Free Gift of Salvation (Jesus)        Grace abounds to many (:15)

  1. Transgression of Sin (Adam) Condemnation (:16,18)

Free Gift of Salvation (Jesus)        Justification (:16,18)

  1. Transgression of Sin (Adam) Death reigned (:17)

Free Gift of Salvation (Jesus)        Life reigned (:17)

  1. Transgression of Sin (Adam) Many made sinners (:19)

Free Gift of Salvation (Jesus)        Many made righteous (:19)

  1. Transgression of Sin (Adam) Sin increased because of Law (:20)

Free Gift of Salvation (Jesus)        Grace increased because of sin (:20)

  1. Transgression of Sin (Adam) Sin reigned in death (:21)

Free Gift of Salvation (Jesus)        Grace reigned in life (:21)

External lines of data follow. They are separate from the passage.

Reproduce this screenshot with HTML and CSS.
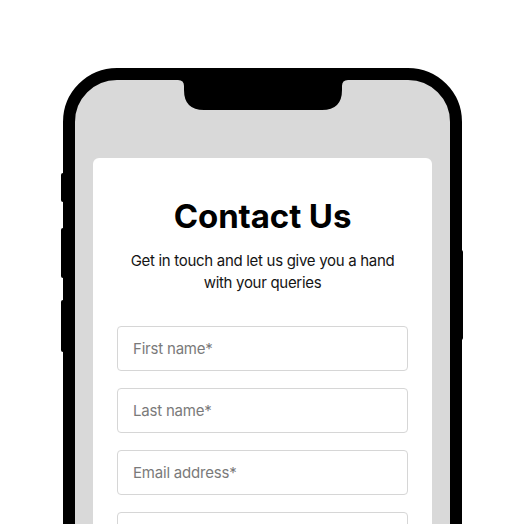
FILE: index.html
```html
<!DOCTYPE html>
<html lang="en">
<head>
<meta charset="utf-8">
<title>Contact Us</title>
<link rel="stylesheet" href="styles.css">
</head>
<body>
<div class="stage">
  <div class="phone">
    <span class="btn btn-l1"></span>
    <span class="btn btn-l2"></span>
    <span class="btn btn-l3"></span>
    <span class="btn btn-r1"></span>
    <svg class="notch" width="170" height="30" viewBox="0 0 170 30" aria-hidden="true">
      <path d="M0 0 H170 Q164 0 164 6 V10 Q164 30 144 30 H26 Q6 30 6 10 V6 Q6 0 0 0 Z" fill="#000"/>
    </svg>
    <div class="card">
      <h1 class="title">Contact Us</h1>
      <p class="subtitle">Get in touch and let us give you a hand<br>with your queries</p>
      <form class="form">
        <input class="field" type="text" placeholder="First name*">
        <input class="field" type="text" placeholder="Last name*">
        <input class="field" type="email" placeholder="Email address*">
        <input class="field" type="text" placeholder="Phone number">
      </form>
    </div>
  </div>
</div>
</body>
</html>
```

FILE: styles.css
```css
html, body {
  margin: 0;
  padding: 0;
  background: #ffffff;
  overflow: hidden;
  height: 100%;
}

body {
  font-family: Inter, "Noto Sans", sans-serif;
}

.stage {
  display: flex;
  justify-content: center;
  padding-top: 68px;
}

.phone {
  position: relative;
  width: 375px;
  height: 640px;
  border: 12px solid #000;
  border-radius: 54px;
  background: #d9d9d9;
  flex-shrink: 0;
  margin-left: 1px;
}

.btn {
  position: absolute;
  width: 6px;
  background: #000;
  border-radius: 2px;
}

.btn-l1 { left: -14px; top: 93px; height: 29px; }
.btn-l2 { left: -14px; top: 148px; height: 50px; }
.btn-l3 { left: -14px; top: 220px; height: 52px; }
.btn-r1 { right: -13px; top: 170px; height: 90px; }

.notch {
  position: absolute;
  top: 0;
  left: 103px;
  display: block;
}

.card {
  margin: 78px 18px 0;
  background: #ffffff;
  border-radius: 6px;
  height: 520px;
  padding: 38px 24px 0;
  text-align: center;
}

.title {
  margin: 0;
  font-size: 33px;
  line-height: 40px;
  font-weight: 700;
  color: #000;
  letter-spacing: -0.1px;
}

.subtitle {
  margin: 14px 0 0;
  font-size: 15px;
  line-height: 22px;
  color: #141414;
  letter-spacing: -0.3px;
}

.form {
  margin-top: 32px;
  display: flex;
  flex-direction: column;
  gap: 17px;
}

.field {
  box-sizing: border-box;
  width: 100%;
  height: 45px;
  margin: 0;
  padding: 0 15px;
  border: 1px solid #d6d6d6;
  border-radius: 4px;
  font-family: Inter, "Noto Sans", sans-serif;
  font-size: 15px;
  letter-spacing: -0.2px;
  color: #222;
  background: #fff;
  outline: none;
}

.field::placeholder {
  color: #7a7a7a;
  opacity: 1;
}
```
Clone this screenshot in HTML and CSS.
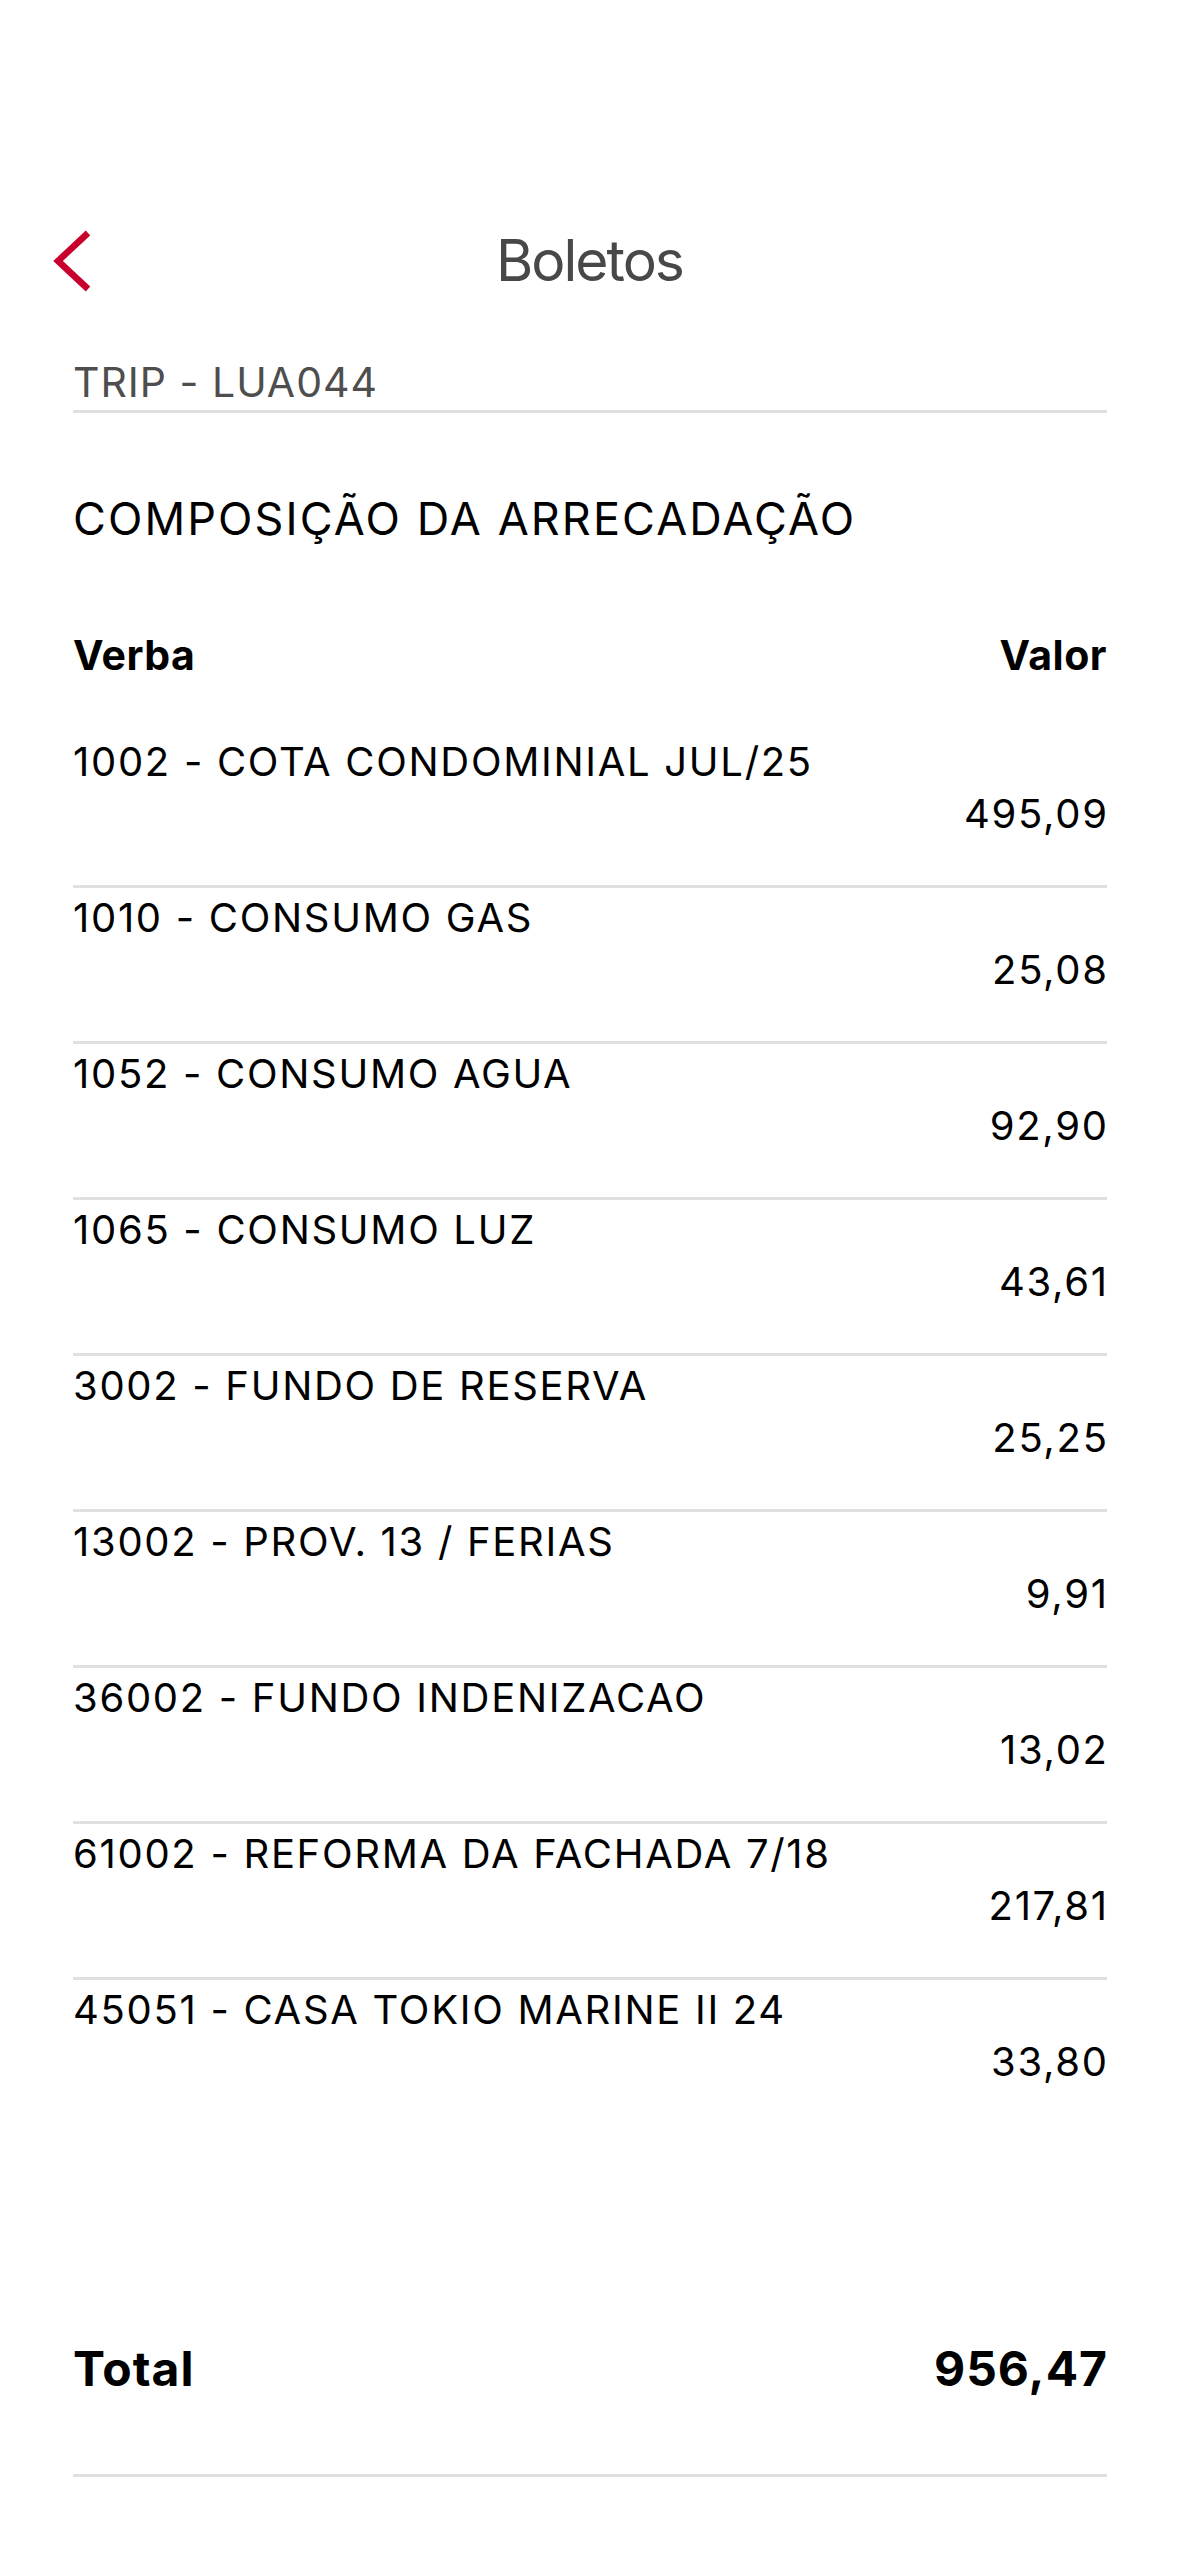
FILE: index.html
```html
<!DOCTYPE html>
<html lang="pt-BR">
<head>
<meta charset="utf-8">
<title>Boletos</title>
<link rel="stylesheet" href="styles.css">
</head>
<body>
<div class="screen">
  <header class="nav">
    <a class="back" href="#" aria-label="Voltar">
      <svg width="40" height="62" viewBox="0 0 40 62"><polyline points="35,3 5,31 35,59" fill="none" stroke="#c8002d" stroke-width="6.5" stroke-linecap="butt" stroke-linejoin="miter"/></svg>
    </a>
    <h1 class="title">Boletos</h1>
    <span></span>
  </header>

  <main class="content">
    <div class="unit">TRIP - LUA044</div>
    <h2 class="section">COMPOSIÇÃO DA ARRECADAÇÃO</h2>

    <div class="head">
      <span>Verba</span>
      <span>Valor</span>
    </div>

    <ul class="items">
      <li class="item"><span class="label">1002 - COTA CONDOMINIAL JUL/25</span><span class="value">495,09</span></li>
      <li class="item"><span class="label">1010 - CONSUMO GAS</span><span class="value">25,08</span></li>
      <li class="item"><span class="label">1052 - CONSUMO AGUA</span><span class="value">92,90</span></li>
      <li class="item"><span class="label">1065 - CONSUMO LUZ</span><span class="value">43,61</span></li>
      <li class="item"><span class="label">3002 - FUNDO DE RESERVA</span><span class="value">25,25</span></li>
      <li class="item"><span class="label">13002 - PROV. 13 / FERIAS</span><span class="value">9,91</span></li>
      <li class="item"><span class="label">36002 - FUNDO INDENIZACAO</span><span class="value">13,02</span></li>
      <li class="item"><span class="label">61002 - REFORMA DA FACHADA 7/18</span><span class="value">217,81</span></li>
      <li class="item"><span class="label">45051 - CASA TOKIO MARINE II 24</span><span class="value">33,80</span></li>
    </ul>

    <div class="total">
      <span>Total</span>
      <span>956,47</span>
    </div>
  </main>
</div>
</body>
</html>
```

FILE: styles.css
```css
* { box-sizing: border-box; }
html, body { margin: 0; padding: 0; background: #fff; }
body {
  font-family: Inter, "Noto Sans", "Liberation Sans", sans-serif;
  color: #000;
  width: 1179px;
  min-height: 2556px;
}
.screen { padding-top: 200px; }

.nav {
  height: 122px;
  display: grid;
  grid-template-columns: 1fr auto 1fr;
  align-items: center;
  padding: 0 53px;
}
.back { display: flex; width: 40px; height: 62px; }
.title {
  margin: 0;
  font-size: 57px;
  font-weight: 400;
  line-height: 70px;
  color: #484848;
  letter-spacing: -2px;
}

.content { padding: 0 72px 0 73px; }

.unit {
  margin-top: 35px;
  font-size: 41px;
  line-height: 50px;
  color: #4e4e4e;
  letter-spacing: 1px;
  padding-bottom: 3px;
  border-bottom: 3px solid #e0e0e0;
}

.section {
  margin: 79px 0 0;
  font-size: 45px;
  font-weight: 400;
  line-height: 54px;
  letter-spacing: 2.1px;
}

.head {
  margin-top: 84px;
  display: flex;
  justify-content: space-between;
  font-size: 41px;
  font-weight: 700;
  line-height: 50px;
  letter-spacing: 0.5px;
}

.items { list-style: none; margin: 52px 0 0; padding: 0; }
.item {
  display: flex;
  flex-direction: column;
  padding: 4px 0 45px;
  border-bottom: 3px solid #e0e0e0;
  font-size: 40px;
  line-height: 52px;
  letter-spacing: 1.7px;
}
.item:last-child { border-bottom: none; }
.value { align-self: flex-end; margin-right: -1.7px; }

.total {
  margin-top: 207px;
  display: flex;
  justify-content: space-between;
  font-size: 48px;
  font-weight: 700;
  line-height: 58px;
  letter-spacing: 1px;
  padding-bottom: 76px;
  border-bottom: 3px solid #e0e0e0;
}
.total span:last-child { margin-right: -1px; }
```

(3) the purpose and outcome of the Law

While sin had consequences prior to the giving of the Law, when the Law was given, sin became more distinct and obvious (:13,20).  The Law was given to make the need for salvation even clearer...because sin then became more evident.  In verse 20, Paul says “the Law came in that the transgression might increase; but where sin increased…”.  The word “increase” means “to exist in abundance, to abound”.  The Law makes my sin, and me, appear to be more and more sinful.  Whereas before, I only appeared to be a little sinful…now, because of what the Law has revealed about me, it has become apparent that I am terribly sinful.  It could (and perhaps should) become a discouraging situation.  But Paul has a word of encouragement…”grace abounded all the more…even so grace might reign” (:20-21).  The word “abounded” means “to abound beyond measure, to overflow exceedingly, to enjoy abundantly”.  His point: God’s grace superabundantly exceeds any increase of sin revealed by the Law.

Prayer: Lord, thank You for Jesus...for His life and for His death.  Everything depends on Him.  There is nothing that I can do to earn Your is solely dependent on Him.  Help me to live in Your grace and to "exult" (:11) in You.